Возвращаюсь мыслью к «двум» ночам: светлой, неоглядной, завораживающей — и безвыходной, как тюрьма. Бывает, чувствуешь себя замурованным на постели, в темной комнате, встаешь, толкаешь дверь, спускаешься по лестнице (тишина в такие минуты совершенно непроницаемая!), но и дом — та же тюрьма; выходишь на крыльцо, но и там — стены, которые еще выше, гигантский свод без единого просвета. Может быть, если б ты и вправду вышел на улицу, ты бы вспомнил, что ночь открыта во все концы; но в действительности ты даже не поднимался с постели, а над тобой, как стена выше любых стен, высится ограда куда длинней и неодолимей, которая неизбежно превращается в образ смерти или, скорее, подставляет вместо себя более несокрушимый образ смерти, смерти без рассвета. И все-таки ты еще в силах ждать, запастись терпением, усовестить самого себя. Да, эта тишина не успокаивает, а душит. Даже поражаешься, до чего она беззвучна: ее не нарушает ничто — ни единый вздох, ни единый крик ужаса. Тебя как будто сносит в сторону, тащит течением. Но стоит перетерпеть, и ты поймешь, что стена вот-вот рухнет. Вот и птицы; они — вроде затемно вставших землекопов, которые пробивают брешь и шаг за шагом работают все жарче. Иногда к ним прислушиваешься, как арестант — к звуку ключа, сулящего свободу. Позвякивание в узком коридоре.
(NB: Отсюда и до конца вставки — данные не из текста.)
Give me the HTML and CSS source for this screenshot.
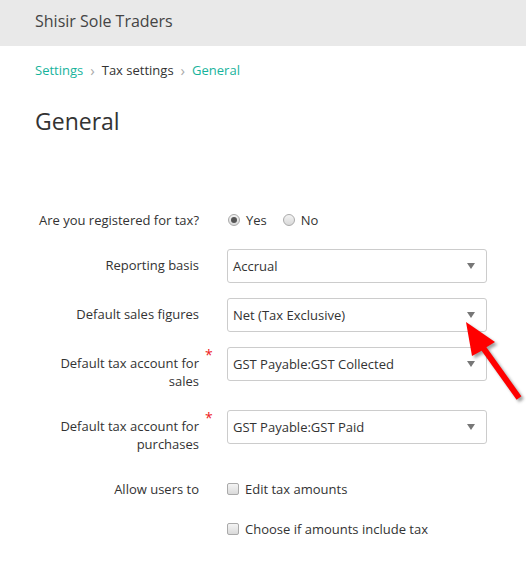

А другая, гибельная, мысленная ночь — это ночь последняя, птиц здесь не бывает. (Их голоса, хлопочущие, разводя огонь на востоке, — и вдруг этот огонь вспыхивает. Упорные, неутомимые, не покладающие рук маленькие пастухи.)
Ночь, когда их ждать напрасно. Выхода нет. К этой стене нас прижимает с самого рождения. Она приближается, растет, нависает, давит. Но все это — лишь образы; хорошие или плохие, они всегда слишком хороши.
Единственное, что на самом деле серьезно, — это преждевременная смерть, смерть еще до смерти, при жизни. Она приходит — и конец; словно по стебельку зрения полоснули секачом, и вот дни и ночи по-прежнему сменяются, ни на йоту не отличаясь теперь друг от друга.
Странная вещь — зрение, вбирающее мир и перерабатывающее его в невещественные — или не совсем вещественные — образы. Сначала острое, потом — ослабевшее, затем — померкшее. До чего же трудно дается нам жизнь!
Вечер, десять часов, листва темнеет, цветы на лаврах блекнут, небо серебрится, как зеркало.
Жидкая, юркая змейка воды.
В основе стихов — легенда о двух звездах, Пастухе (Альтаир) и Ткачихе (Вега в созвездии Лиры), которые разделяет Млечный Путь. Небесные созвездия и совершенно конкретная работа ткача чудесно, без малейшего нажима, сопоставлены здесь и говорят о разлуке.